Smoky Mountain Elk & Buffalo
The ecosystem is just one of many reasons why people from all over the world come to visit the Smoky Mountains. Whether in the National Park or in some adjacent hills (or on rare occasions even down in town!), there are loads and loads of critters you can expect a good chance you might get to see. We have our hometown mascot, the Black Bear, as you likely know, and we have deer, foxes, owls, salamanders, falcons, raccoons, turkeys, woodchucks and, our subject for this article, Elk and Buffalo. The last two are lesser known around these parts, and yet we get many visitors who ask us where they can see them at.
In this article, we’ll help you to answer that! Bring your memory cards, folks, you’ll get your pictures of Elk and Buffalo that will make friends and family green with envy!
Elk
Note: It is illegal within the National Park to willfully approach an elk with 50 yards of where it is or to be any distance that intentionally disturbs or displaces elk. Do not enter any field to view elk. The National Park Service requires that you stay by the roadside and use magnifying tools to view them.

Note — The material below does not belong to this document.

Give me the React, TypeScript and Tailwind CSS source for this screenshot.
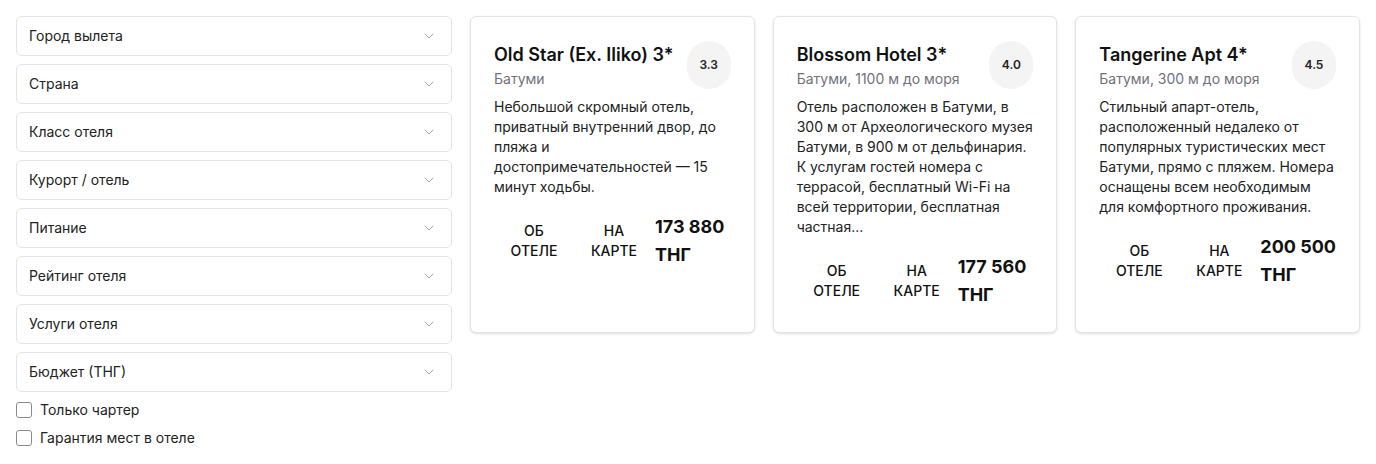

By now, most of us know how to spot an elk as opposed to a deer. If it’s skinny and cuddly-looking, it’s (likely) a deer. If it’s pretty big, hairy and looks like it’s been eating its spinach, it’s an elk! They are among the biggest animals we have in the Smokies; the males can reach 800lbs in weight, the females 600lbs, they can stand as tall as a truck, and their antlers could rival the top of your car for how much stuff they could probably carry. An elk is a beast, no doubt about it, and in fact, they are even bigger than the Smoky Mountain black bear!
That in combination with the fact that elk have not been native to this area for over 150 years makes elk a viewing prize. Folks coming to the Tennessee Smokies will need to make a day trip out of it as most of the elk within park viewing are in Cataloochee near Maggie Valley in North Carolina, although there are some in the area of the Oconaluftee Visitor’s Center just before Cherokee in North Carolina. The best times to see Elk are early morning and late evening, with some preference for cloudy Summer days and before or after storms, according to the National Park Service.
To find Cataloochee on Google Maps, CLICK HERE
Buffalo
Generally, when one thinks of buffalo, images that cross the mind are the plains and other areas in the western part of the United States; the highlands of the East Tennessee Smokies aren’t typically in the Top 10, but we do, in fact, have a place within easy distance to get to that you can see buffalo!
And it is only one place in or around the Smokies where you can see them, but it’s in Gatlinburg near the Gatlinburg Arts and Crafts Community – the Brown Buffalo Farm owned by former Gatlinburg Pittman High School football coach Benny Hammonds. Roaming the grounds, as buffalo do according to the song, are a small number of American Bison that are nonetheless easy to see and photograph. American Bison is difficult to mention in the text without highlighting how close to extinction they were and the Brown Buffalo Farm in Gatlinburg is just one place among many in the US where their preservation is active. The American Bison is a big animal where they can range from 6 to 11 feet long (depending on the subspecies), 3 to 6 feet tall and between 700 to more than 2,000 pounds in weight, and they can attack people if provoked – therefore it is mutually beneficial that visitors are only able to view the Brown Farm buffalo from a safe roadside distance.
Thankfully, roadside visitation is encouraged all the same at Brown Farm and doing so is 100% free. Definitely worth a visit as it’s a relatively short jaunt from most areas in the Sevier County area.